Emotionally, you’ve already moved on from your marriage. But if your divorce is still pending, you may want to hold off on pulling the trigger on a major purchase. At the very least, it’s a smart idea to have a discussion with your Freehold divorce attorney.
Divorcing parties have the right to purchase property at any time, just like anyone else. But whether that will complicate your divorce proceedings is a separate – and perhaps complicated - question. The main issue is: Where did the money come from?
As our longtime divorce lawyers, we can explain that marital assets are generally divided as of the date of separation. However, if marital assets were used to purchase the new property, that property also becomes subject to equitable distribution, per N.J.S.A. 2A: 24-23.1.
That doesn’t necessarily mean you can’t buy that new house or car. What it does mean is the other spouse could be entitled to an offset.
For example, a husband may want to move forward with buying that new condo, but the tradeoff is he’s also responsible for a much larger share of the couple’s shared debts. On the other hand, if he purchased that condo after separation in only his name using only his own separate money and the wife never lives there, contributes to or participates in the upkeep, it may not be considered marital property. But determining what “his own money” is may not be cut-and-dried. Just because it’s in your personal bank account doesn’t mean it belongs only to you.
The terms of a pre-marital or post-marital agreement could affect this too. The exact terms of any such agreement will be carefully analyzed by attorneys from both sides. Don’t assume the agreement covers your purchase until you have your lawyer review it.

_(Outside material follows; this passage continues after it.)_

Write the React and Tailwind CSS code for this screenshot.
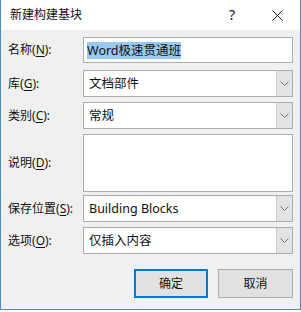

You’ll also want to consider the possibility that you may struggle to afford the new property once the divorce is final. Divorce is often one of the most financially impactful processes a person may encounter. Sometimes, it’s unclear how it will all shake out. It may be smart to wait to see how your finances are going to be affected before committing yourself to a sizable investment.
In any case, it’s important you understand the implications of this before you sign the paperwork. That’s why most mediators and divorce lawyers will advise clients to hold off until the divorce is finalized before making any significant purchases. At the very least, they should be discussed with an attorney beforehand.
If you decide after careful consideration and consultation with your lawyer to proceed with a large purchase while your divorce is pending, you might be advised to:
- Be certain all records – presale documents, closing documents, the bill of sale, tax records and deed – are signed only by you.
- Make sure the funds you are using for the purchase and all related costs are made solely with separate funds that are not considered marital property.
- Ask your soon-to-be ex to sign a legal property agreement specifying you alone will be the exclusive owner of the property, and that your former spouse will have no interest in it. Talk to your attorney about this before making the request; they may be able to help negotiate this for you. If your spouse refuses, it may be a tip-off that he or she will attempt to claim some ownership interest, which should give you further pause.